## Information supplied
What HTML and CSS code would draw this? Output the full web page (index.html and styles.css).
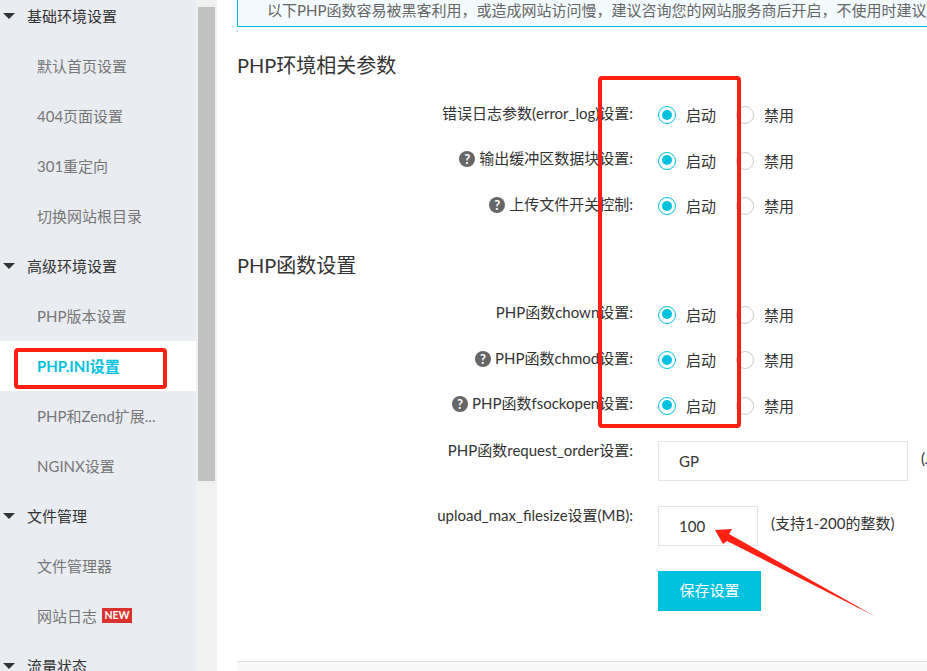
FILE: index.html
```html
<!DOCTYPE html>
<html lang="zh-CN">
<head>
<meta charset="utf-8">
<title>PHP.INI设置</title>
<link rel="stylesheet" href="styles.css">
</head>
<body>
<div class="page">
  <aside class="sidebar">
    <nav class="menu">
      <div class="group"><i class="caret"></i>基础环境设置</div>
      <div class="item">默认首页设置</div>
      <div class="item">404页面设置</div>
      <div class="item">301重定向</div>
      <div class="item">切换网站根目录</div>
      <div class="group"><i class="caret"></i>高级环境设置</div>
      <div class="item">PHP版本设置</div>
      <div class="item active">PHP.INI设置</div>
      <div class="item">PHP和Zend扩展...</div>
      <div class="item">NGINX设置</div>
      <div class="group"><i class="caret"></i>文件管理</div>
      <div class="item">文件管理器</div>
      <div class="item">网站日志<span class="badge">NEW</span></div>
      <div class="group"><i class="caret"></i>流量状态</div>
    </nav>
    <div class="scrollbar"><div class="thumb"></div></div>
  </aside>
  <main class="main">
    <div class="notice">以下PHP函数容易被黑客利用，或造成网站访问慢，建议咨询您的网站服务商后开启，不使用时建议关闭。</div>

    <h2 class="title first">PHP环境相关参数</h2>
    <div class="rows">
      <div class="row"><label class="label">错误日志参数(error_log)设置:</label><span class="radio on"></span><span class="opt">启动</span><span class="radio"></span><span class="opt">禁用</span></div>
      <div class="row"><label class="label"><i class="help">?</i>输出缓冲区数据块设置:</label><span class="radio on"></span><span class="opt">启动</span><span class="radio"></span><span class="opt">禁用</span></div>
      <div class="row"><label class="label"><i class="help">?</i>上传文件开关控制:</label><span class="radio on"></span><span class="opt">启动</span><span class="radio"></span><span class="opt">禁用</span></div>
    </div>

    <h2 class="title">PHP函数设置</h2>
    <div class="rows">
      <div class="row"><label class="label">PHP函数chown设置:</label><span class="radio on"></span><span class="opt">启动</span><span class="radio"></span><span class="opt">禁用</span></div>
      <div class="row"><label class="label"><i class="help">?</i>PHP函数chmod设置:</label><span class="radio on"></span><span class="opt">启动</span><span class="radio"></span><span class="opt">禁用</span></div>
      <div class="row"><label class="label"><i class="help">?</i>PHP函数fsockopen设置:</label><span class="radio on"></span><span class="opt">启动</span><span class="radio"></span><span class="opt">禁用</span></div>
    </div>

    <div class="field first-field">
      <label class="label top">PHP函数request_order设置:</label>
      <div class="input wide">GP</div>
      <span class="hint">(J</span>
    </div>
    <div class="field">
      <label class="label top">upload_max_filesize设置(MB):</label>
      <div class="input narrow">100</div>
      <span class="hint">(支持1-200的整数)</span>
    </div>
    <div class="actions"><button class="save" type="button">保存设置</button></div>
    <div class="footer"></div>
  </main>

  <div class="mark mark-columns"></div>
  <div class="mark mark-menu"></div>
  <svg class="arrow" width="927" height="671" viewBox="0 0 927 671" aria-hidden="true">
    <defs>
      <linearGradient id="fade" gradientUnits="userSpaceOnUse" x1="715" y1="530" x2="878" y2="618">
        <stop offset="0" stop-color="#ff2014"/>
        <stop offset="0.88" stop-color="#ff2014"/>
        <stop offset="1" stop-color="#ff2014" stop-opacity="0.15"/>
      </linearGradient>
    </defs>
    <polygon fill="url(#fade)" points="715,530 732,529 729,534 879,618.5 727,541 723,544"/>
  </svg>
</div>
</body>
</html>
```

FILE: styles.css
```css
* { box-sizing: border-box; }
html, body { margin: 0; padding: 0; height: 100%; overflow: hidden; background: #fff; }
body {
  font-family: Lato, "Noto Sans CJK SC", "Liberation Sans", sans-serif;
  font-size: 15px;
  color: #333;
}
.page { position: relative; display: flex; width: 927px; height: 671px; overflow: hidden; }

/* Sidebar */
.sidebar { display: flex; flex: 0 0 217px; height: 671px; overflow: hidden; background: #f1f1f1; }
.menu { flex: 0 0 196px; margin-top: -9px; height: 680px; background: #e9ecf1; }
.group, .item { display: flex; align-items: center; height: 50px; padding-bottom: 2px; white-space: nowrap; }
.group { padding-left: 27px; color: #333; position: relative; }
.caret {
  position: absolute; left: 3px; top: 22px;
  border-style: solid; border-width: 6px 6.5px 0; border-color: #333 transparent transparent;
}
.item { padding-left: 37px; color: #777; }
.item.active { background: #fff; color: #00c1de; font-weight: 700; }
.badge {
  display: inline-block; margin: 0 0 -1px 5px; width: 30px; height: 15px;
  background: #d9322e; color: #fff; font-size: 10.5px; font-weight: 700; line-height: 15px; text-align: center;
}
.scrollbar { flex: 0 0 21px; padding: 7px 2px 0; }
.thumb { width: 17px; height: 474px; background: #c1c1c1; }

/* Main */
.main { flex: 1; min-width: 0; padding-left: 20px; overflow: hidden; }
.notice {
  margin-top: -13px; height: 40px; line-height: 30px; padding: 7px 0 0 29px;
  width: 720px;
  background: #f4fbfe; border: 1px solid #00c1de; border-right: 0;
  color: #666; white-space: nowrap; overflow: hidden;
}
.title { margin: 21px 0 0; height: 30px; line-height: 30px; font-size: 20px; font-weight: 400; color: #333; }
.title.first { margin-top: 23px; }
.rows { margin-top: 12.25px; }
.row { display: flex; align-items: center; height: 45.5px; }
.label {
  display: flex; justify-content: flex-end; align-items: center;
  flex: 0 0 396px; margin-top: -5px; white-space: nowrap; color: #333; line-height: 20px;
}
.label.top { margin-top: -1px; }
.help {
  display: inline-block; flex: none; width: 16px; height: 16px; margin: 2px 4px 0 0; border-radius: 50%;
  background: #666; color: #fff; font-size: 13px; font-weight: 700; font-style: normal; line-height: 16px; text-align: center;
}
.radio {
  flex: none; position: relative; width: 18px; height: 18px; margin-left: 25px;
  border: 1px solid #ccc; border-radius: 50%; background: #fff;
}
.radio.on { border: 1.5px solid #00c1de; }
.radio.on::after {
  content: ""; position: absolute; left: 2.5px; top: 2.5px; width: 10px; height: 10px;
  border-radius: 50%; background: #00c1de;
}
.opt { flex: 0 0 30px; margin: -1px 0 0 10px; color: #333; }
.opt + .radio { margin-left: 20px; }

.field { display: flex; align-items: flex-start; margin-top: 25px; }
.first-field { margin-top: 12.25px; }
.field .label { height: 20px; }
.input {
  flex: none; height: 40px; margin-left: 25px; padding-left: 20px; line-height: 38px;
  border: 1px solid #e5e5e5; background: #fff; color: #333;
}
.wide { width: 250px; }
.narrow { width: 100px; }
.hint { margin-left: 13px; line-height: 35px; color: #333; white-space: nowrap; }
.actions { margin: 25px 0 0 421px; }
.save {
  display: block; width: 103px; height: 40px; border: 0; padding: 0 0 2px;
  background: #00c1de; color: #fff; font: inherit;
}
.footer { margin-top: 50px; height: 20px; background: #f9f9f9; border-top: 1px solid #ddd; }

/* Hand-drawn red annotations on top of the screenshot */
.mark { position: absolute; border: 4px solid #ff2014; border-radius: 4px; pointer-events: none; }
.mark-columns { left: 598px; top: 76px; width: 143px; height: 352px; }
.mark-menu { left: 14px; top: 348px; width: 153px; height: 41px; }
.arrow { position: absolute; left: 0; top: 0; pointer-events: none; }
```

## Directions for this task
In the listing, find all lines with the string "styles" and copy them.

## Solution to the problem
What HTML and CSS code would draw this? Output the full web page (index.html and styles.css).
<link rel="stylesheet" href="styles.css">
FILE: styles.css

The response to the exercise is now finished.